Friday, January 4, 2013

And than there were three

We started out with 4 hens, well pullets really.  They were 3 months old and we waited with what patience we could muster for the next 3 months for our first egg.  When they started laying we were so happy.  Having chickens turned out to be even more fun than I had imagined, so of course I wanted more.  About 6 months after getting the first 4 we added two more Cochin to our flock.  These fluffy, feathered legged little girls were a great addition.  Adding new chickens to your flock is a serious project as chickens hate change and can be really brutal to each other.  An established flock can kill a new chicken if the process isn't handled appropriately.  So we took our time and allowed for the old girls to live next to the new girls for quite some time before we allowed the new pullets to roam free with the big girls.  To read more about how to add new birds to your flock click here.
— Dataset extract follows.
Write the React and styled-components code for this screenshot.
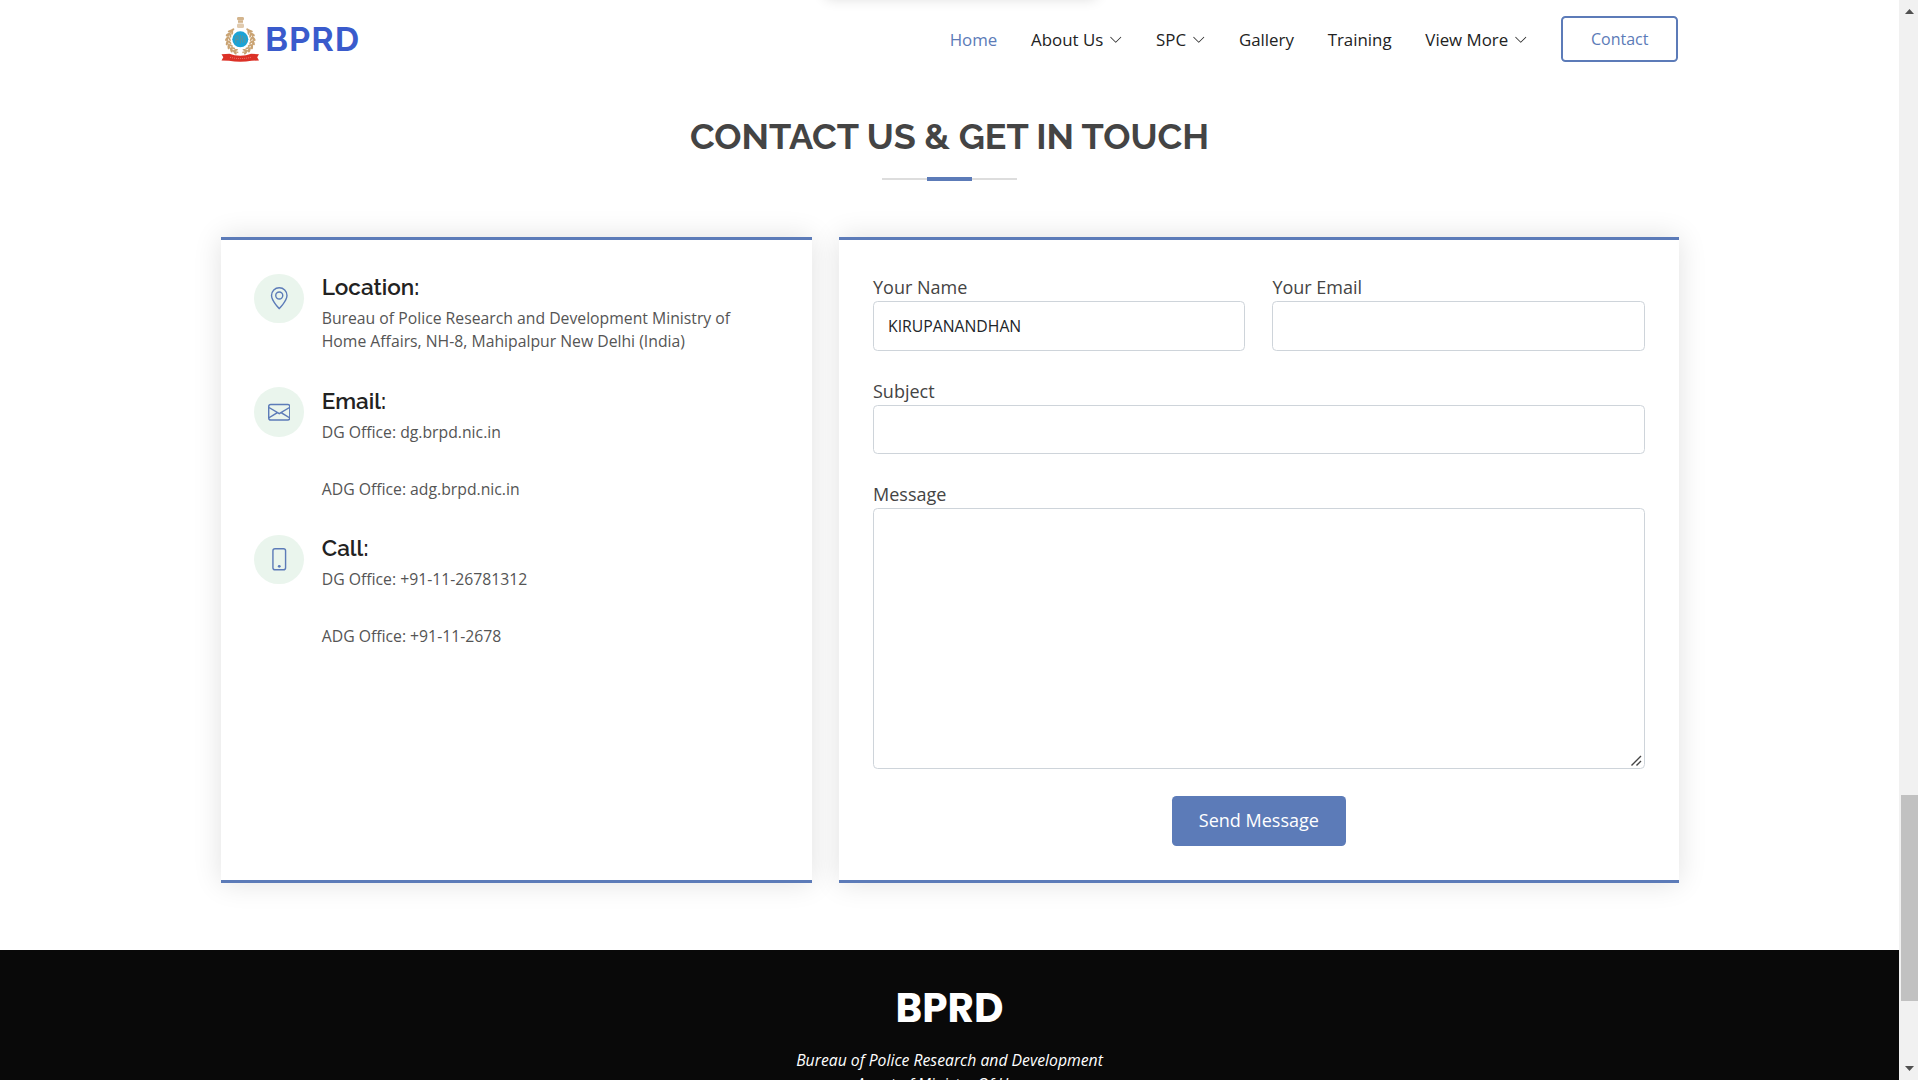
import React from "react";
import styled, { createGlobalStyle } from "styled-components";

const BLUE = "#5c7bb8";
const BODY = '"Open Sans", "Noto Sans", sans-serif';
const DISPLAY = 'Raleway, Lato, sans-serif';

const GlobalStyle = createGlobalStyle`
  * { box-sizing: border-box; }
  html, body { margin: 0; padding: 0; overflow: hidden; background: #fff; }
  body { font-family: ${BODY}; font-size: 18px; line-height: 1.5; color: #444; }
`;

const Window = styled.div`
  display: grid;
  grid-template-columns: 1fr 19px;
  height: 1080px;
  overflow: hidden;
`;

const Page = styled.div`
  position: relative;
  height: 1080px;
  overflow: hidden;
  background: #fff;
`;

const TopPopup = styled.div`
  position: absolute;
  top: -22px;
  left: 826px;
  width: 270px;
  height: 20px;
  box-shadow: 0 0 14px rgba(0, 0, 0, 0.16);
`;

const Container = styled.div`
  width: 1458px;
  margin: 0 auto;
`;

const Header = styled(Container).attrs({ as: "header" })`
  display: flex;
  align-items: center;
  justify-content: space-between;
  height: 79px;
`;

const Brand = styled.a`
  display: flex;
  align-items: center;
  gap: 5px;
  padding: 0 0 2px 0.5px;
`;

const BrandName = styled.span`
  font: 700 33.75px/40px ${DISPLAY};
  letter-spacing: 1.125px;
  color: #3a5bcc;
`;

const Nav = styled.nav`
  display: flex;
  align-items: center;
  gap: 33.75px;
`;

const NavLink = styled.a`
  display: flex;
  align-items: center;
  gap: 5.625px;
  font-size: 16.875px;
  line-height: 24px;
  white-space: nowrap;
  color: ${(p) => (p.$active ? BLUE : "#222")};
`;

const ContactLink = styled.a`
  width: 117px;
  height: 46px;
  margin: 0 0.8px 1.5px -0.4px;
  padding-left: 1px;
  border: 2px solid ${BLUE};
  border-radius: 4.5px;
  font-size: 16px;
  line-height: 42px;
  text-align: center;
  color: ${BLUE};
`;

const SectionTitle = styled.div`
  display: flex;
  flex-direction: column;
  align-items: center;
  height: 158px;
  padding-top: 36px;
`;

const Title = styled.h2`
  margin: 0;
  font: 700 36px/43px ${DISPLAY};
  white-space: nowrap;
  text-transform: uppercase;
  color: #444;
`;

const Rule = styled.div`
  display: flex;
  align-items: center;
  justify-content: center;
  width: 135px;
  height: 4px;
  margin-top: 19px;
  background: linear-gradient(#ddd, #ddd) center / 100% 2px no-repeat;
  &::before {
    content: "";
    width: 45px;
    height: 4px;
    background: ${BLUE};
  }
`;

const Cards = styled(Container)`
  display: grid;
  grid-template-columns: 591.75px 1fr;
  column-gap: 27px;
  height: 646px;
`;

const Card = styled.div`
  padding: ${(p) => p.$top || 34}px 33.75px 33px;
  border-top: 3px solid ${BLUE};
  border-bottom: 3px solid ${BLUE};
  background: #fff;
  box-shadow: 0 0 27px rgba(0, 0, 0, 0.12);
`;

const InfoItem = styled.div`
  display: grid;
  grid-template-columns: 49.5px 1fr;
  column-gap: 18px;
  align-items: start;
  height: ${(p) => p.$height}px;
`;

const IconDisc = styled.span`
  display: grid;
  place-items: center;
  width: 49.5px;
  height: 49.5px;
  border-radius: 50%;
  background: #eaf5ed;
  color: ${BLUE};
`;

const InfoHeading = styled.h4`
  margin: -0.8px 0 6px;
  font: 600 22.5px/28px ${DISPLAY};
  color: #222;
`;

const InfoText = styled.p`
  margin: 0 0 ${(p) => p.$after || 0}px;
  font-size: 15.75px;
  line-height: 23.2px;
  color: #555;
  white-space: nowrap;
`;

const Form = styled.form`
  display: flex;
  flex-direction: column;
  margin: 0;
`;

const Row = styled.div`
  display: grid;
  grid-template-columns: ${(p) => (p.$split ? "1fr 1fr" : "1fr")};
  column-gap: 27px;
  margin-bottom: 27px;
`;

const Field = styled.label`
  position: relative;
  display: flex;
  flex-direction: column;
  line-height: 27px;
`;

const Input = styled.input`
  height: 49.5px;
  width: 100%;
  padding: 0 14px;
  border: 1px solid #ced4da;
  border-radius: 4.5px;
  outline: none;
  font: 15.75px ${BODY};
  color: #212529;
`;

const TextArea = styled.textarea`
  height: 261px;
  width: 100%;
  border: 1px solid #ced4da;
  border-radius: 4.5px;
  outline: none;
  resize: none;
`;

const Grip = styled.svg`
  position: absolute;
  right: 3px;
  bottom: 3px;
`;

const Submit = styled.button`
  align-self: center;
  width: 174px;
  height: 50px;
  padding: 0 0 2px;
  border: 0;
  border-radius: 4.5px;
  background: ${BLUE};
  color: #fff;
  font: 18px/24px ${BODY};
`;

const Footer = styled.footer`
  height: 300px;
  margin-top: 67px;
  padding-top: 36px;
  background: #090909;
  color: #fff;
  text-align: center;
`;

const FooterName = styled.h3`
  margin: 0;
  font: 700 40.5px/44px Poppins, Inter, sans-serif;
`;

const FooterText = styled.p`
  margin: 18px auto 0;
  font-size: 15.75px;
  font-style: italic;
  line-height: 24px;
`;

const Scrollbar = styled.aside`
  display: grid;
  grid-template-rows: 795px 206px 1fr;
  background: #f1f1f1;
`;

const ScrollCap = styled.div`
  display: flex;
  justify-content: center;
  align-items: ${(p) => (p.$end ? "flex-end" : "flex-start")};
  padding: 9px 0 9px 1px;
`;

const Thumb = styled.div`
  margin-left: 2px;
  background: #c1c1c1;
`;

const Arrow = ({ down }) => (
  <svg width="9" height="5" viewBox="0 0 9 5">
    <path d={down ? "M0 0h9L4.5 5z" : "M0 5h9L4.5 0z"} fill="#505050" />
  </svg>
);

const Chevron = () => (
  <svg width="13.5" height="13.5" viewBox="0 0 16 16" fill="currentColor">
    <path d="M1.646 4.646a.5.5 0 0 1 .708 0L8 10.293l5.646-5.647a.5.5 0 0 1 .708.708l-6 6a.5.5 0 0 1-.708 0l-6-6a.5.5 0 0 1 0-.708z" />
  </svg>
);

const icons = {
  pin: (
    <>
      <path d="M12.166 8.94c-.524 1.062-1.234 2.12-1.96 3.07A31.493 31.493 0 0 1 8 14.58a31.481 31.481 0 0 1-2.206-2.57c-.726-.95-1.436-2.008-1.96-3.07C3.304 7.867 3 6.862 3 6a5 5 0 0 1 10 0c0 .862-.305 1.867-.834 2.94zM8 16s6-5.686 6-10A6 6 0 0 0 2 6c0 4.314 6 10 6 10z" />
      <path d="M8 8a2 2 0 1 1 0-4 2 2 0 0 1 0 4zm0 1a3 3 0 1 0 0-6 3 3 0 0 0 0 6z" />
    </>
  ),
  envelope: (
    <path d="M0 4a2 2 0 0 1 2-2h12a2 2 0 0 1 2 2v8a2 2 0 0 1-2 2H2a2 2 0 0 1-2-2V4zm2-1a1 1 0 0 0-1 1v.217l7 4.2 7-4.2V4a1 1 0 0 0-1-1H2zm13 2.383-4.758 2.855L15 11.114v-5.73zm-.034 6.878L9.271 8.82 8 9.583 6.728 8.82l-5.694 3.44A1 1 0 0 0 2 13h12a1 1 0 0 0 .966-.739zM1 11.114l4.758-2.876L1 5.383v5.73z" />
  ),
  phone: (
    <>
      <path d="M11 1a1 1 0 0 1 1 1v12a1 1 0 0 1-1 1H5a1 1 0 0 1-1-1V2a1 1 0 0 1 1-1h6zM5 0a2 2 0 0 0-2 2v12a2 2 0 0 0 2 2h6a2 2 0 0 0 2-2V2a2 2 0 0 0-2-2H5z" />
      <path d="M8 14a1 1 0 1 0 0-2 1 1 0 0 0 0 2z" />
    </>
  ),
};

const Info = ({ icon, title, height, children }) => (
  <InfoItem $height={height}>
    <IconDisc>
      <svg width="22.5" height="22.5" viewBox="0 0 16 16" fill="currentColor">{icons[icon]}</svg>
    </IconDisc>
    <div>
      <InfoHeading>{title}</InfoHeading>
      {children}
    </div>
  </InfoItem>
);

/* One laurel leaf pair per angle, mirrored on both sides of the disc. */
const leaves = [52, 70, 88, 106, 124, 142, 160];

const Emblem = () => (
  <svg width="39" height="46" viewBox="0 0 39 46">
    <g fill="#d3b48c">
      <rect x="16" y="1" width="7" height="3.4" rx="1.4" />
      <rect x="17" y="4.4" width="5" height="2.4" />
      <rect x="16" y="7.6" width="7" height="4.4" rx="1.5" opacity=".7" />
    </g>
    {[1, -1].map((side) => (
      <g key={side} transform={`translate(19.3 24) scale(${side} 1)`}>
        <path d="M7.5-9.5A12 12 0 0 1 2 12.5" fill="none" stroke="#cfa878" strokeWidth="1.3" />
        {leaves.map((a) => (
          <g key={a} transform={`rotate(${a}) translate(0 -12.2)`} fill="#c9a373">
            <ellipse cx="0" cy="-1.5" rx="2.6" ry="1.2" transform="rotate(-35)" />
            <ellipse cx="0" cy="1.5" rx="2.3" ry="1" transform="rotate(30)" />
          </g>
        ))}
        <ellipse cx="7.8" cy="-10" rx="2.2" ry="1.1" fill="#c9a373" transform="rotate(38 7.8 -10)" />
      </g>
    ))}
    <circle cx="19.3" cy="23.3" r="8" fill="#1ba3d6" />
    <path d="M14.8 20v7.5M17 19.5v5M19.3 19v8.5M21.5 19.5v7M24 20v7M14.8 20h2.2M14.8 23.5h2M19.3 23h2.2" fill="none" stroke="#5a939c" strokeWidth="1" />
    <path d="M.5 38.3l8-.5c6 2.5 15.5 2.5 21.5 0l8 .5-1.8 3 1.8 3.2-7.5.2c-7 1.5-15.5 1.5-22.5 0l-7.5-.2 1.8-3.2z" fill="#dc3127" />
    <path d="M9 41.3c7 1.7 14 1.7 21 0" fill="none" stroke="#ee7770" strokeWidth="1" strokeDasharray="1 1" />
  </svg>
);

const links = [
  { label: "Home", active: true },
  { label: "About Us", menu: true },
  { label: "SPC", menu: true },
  { label: "Gallery" },
  { label: "Training" },
  { label: "View More", menu: true },
];

export default function App() {
  return (
    <>
      <GlobalStyle />
      <Window>
        <Page>
          <TopPopup />
          <Header>
            <Brand>
              <Emblem />
              <BrandName>BPRD</BrandName>
            </Brand>
            <Nav>
              {links.map((l) => (
                <NavLink key={l.label} $active={l.active}>
                  {l.label}
                  {l.menu && <Chevron />}
                </NavLink>
              ))}
              <ContactLink>Contact</ContactLink>
            </Nav>
          </Header>

          <SectionTitle>
            <Title>Contact Us &amp; Get In Touch</Title>
            <Rule />
          </SectionTitle>

          <Cards>
            <Card $top={33.75}>
              <Info icon="pin" title="Location:" height={113.6}>
                <InfoText>
                  Bureau of Police Research and Development Ministry of
                  <br />
                  Home Affairs, NH-8, Mahipalpur New Delhi (India)
                </InfoText>
              </Info>
              <Info icon="envelope" title="Email:" height={147.4}>
                <InfoText $after={34.4}>DG Office: dg.brpd.nic.in</InfoText>
                <InfoText>ADG Office: adg.brpd.nic.in</InfoText>
              </Info>
              <Info icon="phone" title="Call:" height={147}>
                <InfoText $after={34}>DG Office: +91-11-26781312</InfoText>
                <InfoText>ADG Office: +91-11-2678</InfoText>
              </Info>
            </Card>
            <Card>
              <Form>
                <Row $split>
                  <Field>
                    Your Name
                    <Input defaultValue="KIRUPANANDHAN" />
                  </Field>
                  <Field>
                    Your Email
                    <Input />
                  </Field>
                </Row>
                <Row>
                  <Field>
                    Subject
                    <Input />
                  </Field>
                </Row>
                <Row>
                  <Field>
                    Message
                    <TextArea />
                    <Grip width="11" height="11" viewBox="0 0 11 11" fill="none" stroke="#444" strokeWidth="1.4">
                      <path d="M.5 10.5l9.5-9.5M5.5 10.5l4.5-4.5" />
                    </Grip>
                  </Field>
                </Row>
                <Submit type="button">Send Message</Submit>
              </Form>
            </Card>
          </Cards>

          <Footer>
            <FooterName>BPRD</FooterName>
            <FooterText>
              Bureau of Police Research and Development
              <br />
              Agent of Ministry Of Home.
            </FooterText>
          </Footer>
        </Page>
        <Scrollbar>
          <ScrollCap>
            <Arrow />
          </ScrollCap>
          <Thumb />
          <ScrollCap $end>
            <Arrow down />
          </ScrollCap>
        </Scrollbar>
      </Window>
    </>
  );
}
Soon our beloved Cochins, Flower and Elizabeth began laying.  Shortly after beginning to lay eggs Flower became broody, she wanted to have babies.  I wanted to get Cochins for several reasons.  First because I love their fluffy rumps and feathered legs, second because I knew they had a tendency towards going broody and I was very excited to have some baby chicks.  So I found some fertile eggs from two different farms and placed them under Flower and three weeks later we had babies!  It was a lovely experience, read more about that here.

Well we had to keep two of the babies.  Tiger and Blueberry stayed and joined our flock.  Now we had 8 hens in our little back yard.  Than Elizabeth, the other Cochin went broody.  She was not as good of a mother and only one baby hatched.  He turned out to be a cockerel, growing quickly into a rooster.  We didn't name him and we knew his life was going to be short.  When he started to crow he would become dinner. (Another post will follow soon to discuss his fate)  So now we had 9.  9 chickens in our little back yard.  It is winter and everyone is molting and there are no eggs being laid and we had 9 chickens.  I also know that Flower would go broody in the Spring and I have stumbled upon the world of truly original chickens.   I want to get some new breeds of fertile eggs, some really special breeds and have Flower raise them in her competent motherly way and of course I would like to keep a few.  So I was at an impasse.  If I had land I would just keep letting my flock grow and enjoy it.  But I don't.  So I checked in with my wonderful sister-in-law Shea.  She lives on 3 acres and has 5 or so chickens who are getting up there in age - maybe 6 years old.  "Do you want some more chickens?" I ask.  "Yes, yes, yes!"  she replies.  It would seem I have stumbled upon a symbiotic chicken relationship and what a lovely home for the girls.  Ranging on an acre with some sheep - a chicken's dream.

So off go Yoko, Boulder, Minnow, Blueberry and Cookie to their new home.  I am a little sad, I give a little sniffle - I will miss those girls.  But, they are happy and now we have room.  Less than a week after they go, it is time to 'harvest' the rooster.  For those of you that don't know harvest is the new PC word for slaughter.  I new this was his path, but it was still a long trip to the farm where his final moments would take place.  More on that later.

So now we have three girls left.

Flower the white Cochin and best mother in the world (who is still coming out of molt).

Elizabeth the partridge Cochin

And Tiger our Americana/Jersey Giant cross

Here are the girls wondering if it is worth challenging the cat for some left over eggs.

So now we wait, as patiently as we can for our little Flower to go broody.   I have never been so excited for Spring!